At this point, you may still be wondering why any of this actually matters; if quantum technologies can be built successfully just using quantum theory as it stands, why should anyone working in quantum computing, sensing, or communication care about philosophy?

The answer is that science is more than calculation and experimentation. While these methods lead to outcomes, innovation often comes from understanding concepts deeply enough to ask new questions. The history of physics shows that progress is frequently driven not only by technological advances, but also by conceptual breakthroughs.

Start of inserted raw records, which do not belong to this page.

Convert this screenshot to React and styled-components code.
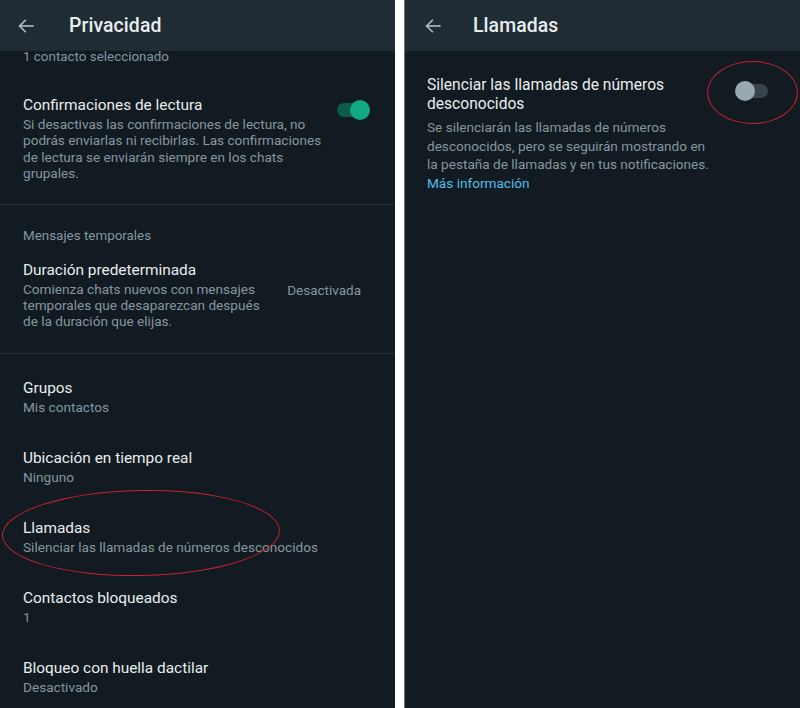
import React from "react";
import styled, {createGlobalStyle} from "styled-components";

const Global = createGlobalStyle`
  html, body {
    margin: 0;
    padding: 0;
    background: #ffffff;
  }
  body {
    font-family: Roboto, "Noto Sans", "Liberation Sans", sans-serif;
    -webkit-font-smoothing: antialiased;
  }
`;

const Page = styled.div`
  display: flex;
  width: 800px;
  height: 708px;
  background: #ffffff;
  overflow: hidden;
`;

const Panel = styled.div`
  position: relative;
  display: flex;
  flex-direction: column;
  width: ${p => p.width}px;
  height: 708px;
  background: #111b21;
  border-left: ${p => (p.bordered ? "1px solid #6b7378" : "none")};
  margin-left: ${p => p.offset || 0}px;
  overflow: hidden;
`;

const Header = styled.div`
  display: flex;
  align-items: center;
  height: 51px;
  flex-shrink: 0;
  background: #1f2c34;
  padding-left: ${p => p.pad}px;
  box-sizing: border-box;
`;

const Back = styled.svg`
  width: 18px;
  height: 18px;
  margin-right: ${p => p.gap}px;
`;

const Title = styled.div`
  color: #e9edef;
  font-size: 19.4px;
  font-weight: 500;
  letter-spacing: 0.1px;
`;

const Body = styled.div`
  display: flex;
  flex-direction: column;
  padding: 0 ${p => p.padRight || 24}px 0 ${p => p.padLeft}px;
`;

const Section = styled.div`
  display: flex;
  flex-direction: column;
  padding-top: ${p => p.top}px;
  padding-bottom: ${p => p.bottom}px;
  padding-left: 23px;
  padding-right: 25px;
  border-bottom: ${p => (p.divider ? "1px solid #222d35" : "none")};
`;

const Row = styled.div`
  display: flex;
  align-items: ${p => p.align || "center"};
  justify-content: space-between;
  padding-top: ${p => p.top || 0}px;
  height: ${p => (p.h ? `${p.h}px` : "auto")};
  box-sizing: border-box;
`;

const TextCol = styled.div`
  display: flex;
  flex-direction: column;
`;

const ItemTitle = styled.div`
  color: #e9edef;
  font-size: ${p => p.size || 15.4}px;
  line-height: ${p => p.lh || 20}px;
  white-space: nowrap;
`;

const ItemSub = styled.div`
  color: #8696a0;
  font-size: ${p => p.size || 13.6}px;
  line-height: ${p => p.lh || 16.4}px;
  margin-top: ${p => p.mt || 1}px;
  white-space: nowrap;
`;

const SectionLabel = styled.div`
  color: #8696a0;
  font-size: 13.4px;
  line-height: ${p => p.lh || 16}px;
`;

const Value = styled.div`
  color: #8696a0;
  font-size: 13.5px;
  margin-top: 22px;
  margin-right: 9px;
`;

const Link = styled.span`
  color: #53bdeb;
`;

const Track = styled.div`
  position: relative;
  width: 30px;
  height: 14px;
  border-radius: 7px;
  background: ${p => (p.on ? "#0d5c4a" : "#37444d")};
  margin-top: ${p => p.mt || 0}px;
  margin-right: ${p => p.mr || 0}px;
  flex-shrink: 0;
`;

const Thumb = styled.div`
  position: absolute;
  top: -3px;
  left: ${p => (p.on ? "13px" : "-3px")};
  width: 20px;
  height: 20px;
  border-radius: 50%;
  background: ${p => (p.on ? "#12a884" : "#9aa8b1")};
`;

const Ring = styled.div`
  position: absolute;
  left: ${p => p.x}px;
  top: ${p => p.y}px;
  width: ${p => p.w}px;
  height: ${p => p.h}px;
  border: 1.5px solid #cc2230;
  border-radius: 50%;
  transform: rotate(${p => p.rot || 0}deg);
  pointer-events: none;
`;

const Arrow = ({gap}) => (
    <Back gap={gap} viewBox="0 0 24 24" fill="none" stroke="#aebac1" strokeWidth="2.2" strokeLinecap="square">
        <path d="M21 12H4"/>
        <path d="M11 4.5L3.5 12L11 19.5"/>
    </Back>
);

const Toggle = ({on, mt, mr}) => (
    <Track on={on} mt={mt} mr={mr}>
        <Thumb on={on}/>
    </Track>
);

const Item = ({title, sub}) => (
    <Row h={70} top={24} align="flex-start">
        <TextCol>
            <ItemTitle>{title}</ItemTitle>
            <ItemSub lh={16}>{sub}</ItemSub>
        </TextCol>
    </Row>
);

const items = [
    {title: "Grupos", sub: "Mis contactos"},
    {title: "Ubicación en tiempo real", sub: "Ninguno"},
    {title: "Llamadas", sub: "Silenciar las llamadas de números desconocidos"},
    {title: "Contactos bloqueados", sub: "1"},
    {title: "Bloqueo con huella dactilar", sub: "Desactivado"},
];

export default function App() {
    return (
        <Page>
            <Global/>
            <Panel width={395}>
                <Header pad={17}>
                    <Arrow gap={34}/>
                    <Title>Privacidad</Title>
                </Header>

                <Section top={0} bottom={22} divider>
                    <SectionLabel lh={12}>1 contacto seleccionado</SectionLabel>
                    <Row top={32} align="flex-start">
                        <TextCol>
                            <ItemTitle>Confirmaciones de lectura</ItemTitle>
                            <ItemSub>
                                Si desactivas las confirmaciones de lectura, no<br/>
                                podrás enviarlas ni recibirlas. Las confirmaciones<br/>
                                de lectura se enviarán siempre en los chats<br/>
                                grupales.
                            </ItemSub>
                        </TextCol>
                        <Toggle on mt={8} mr={3}/>
                    </Row>
                </Section>

                <Section top={23} bottom={23} divider>
                    <SectionLabel>Mensajes temporales</SectionLabel>
                    <Row top={16} align="flex-start">
                        <TextCol>
                            <ItemTitle>Duración predeterminada</ItemTitle>
                            <ItemSub>
                                Comienza chats nuevos con mensajes<br/>
                                temporales que desaparezcan después<br/>
                                de la duración que elijas.
                            </ItemSub>
                        </TextCol>
                        <Value>Desactivada</Value>
                    </Row>
                </Section>

                <Section top={0} bottom={0}>
                    {items.map(it => (
                        <Item key={it.title} title={it.title} sub={it.sub}/>
                    ))}
                </Section>

                <Ring x={2} y={490} w={276} h={84} rot={-1}/>
            </Panel>

            <Panel width={395} offset={9} bordered>
                <Header pad={19}>
                    <Arrow gap={31}/>
                    <Title>Llamadas</Title>
                </Header>
                <Body padLeft={22} padRight={32}>
                    <Row top={25} align="flex-start">
                        <TextCol>
                            <ItemTitle size={15.6} lh={18.5}>
                                Silenciar las llamadas de números<br/>
                                desconocidos
                            </ItemTitle>
                            <ItemSub size={13.6} lh={18.6} mt={5}>
                                Se silenciarán las llamadas de números<br/>
                                desconocidos, pero se seguirán mostrando en<br/>
                                la pestaña de llamadas y en tus notificaciones.<br/>
                                <Link>Más información</Link>
                            </ItemSub>
                        </TextCol>
                        <Toggle mt={8}/>
                    </Row>
                </Body>
                <Ring x={302} y={61} w={89} h={61}/>
            </Panel>
        </Page>
    );
}
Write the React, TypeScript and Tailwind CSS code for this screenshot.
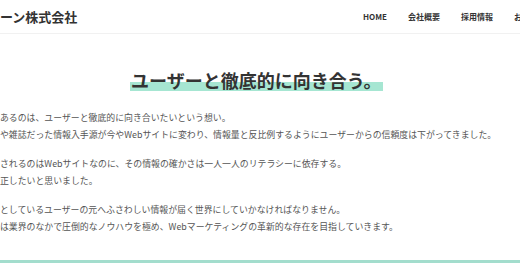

For those working in quantum technologies, philosophy can provide valuable tools for critical thinking, problem-solving, and communication. It encourages us to examine assumptions, distinguish between what we know and what we merely believe, and think carefully about the concepts underlying our best scientific theories. These skills are increasingly important in a rapidly developing field where scientific, technological, and societal questions often intersect.

Many of today’s emerging research areas sit at the boundary between physics and philosophy. Questions about the nature of information, the foundations of quantum computing, and the role of causality in quantum systems continue to inspire both theoretical and experimental research. Engaging with philosophical inquiry does not inhibit scientific or technological progression, nor is philosophy a pointless pursuit for the idleminded. It is a tool for navigating questions that lie beyond the reach of theory or experiment alone. As quantum technologies continue to advance, philosophy remains an invaluable companion, propelling the science forward, and helping us understand not only how quantum mechanics works, but what it means.

References

[1] Fuchs, Christopher A., and Asher Peres. “Quantum theory needs no ‘interpretation’.” Physics today 53, no. 3 (2000): 70–71.

[2] Everett III, Hugh. ““Relative state” formulation of quantum mechanics.” Reviews of modern physics 29, no. 3 (1957): 454. [3] Bell, John S. “On the Einstein Podolsky Rosen paradox.” Physics 1, no. 3 (1964): 195.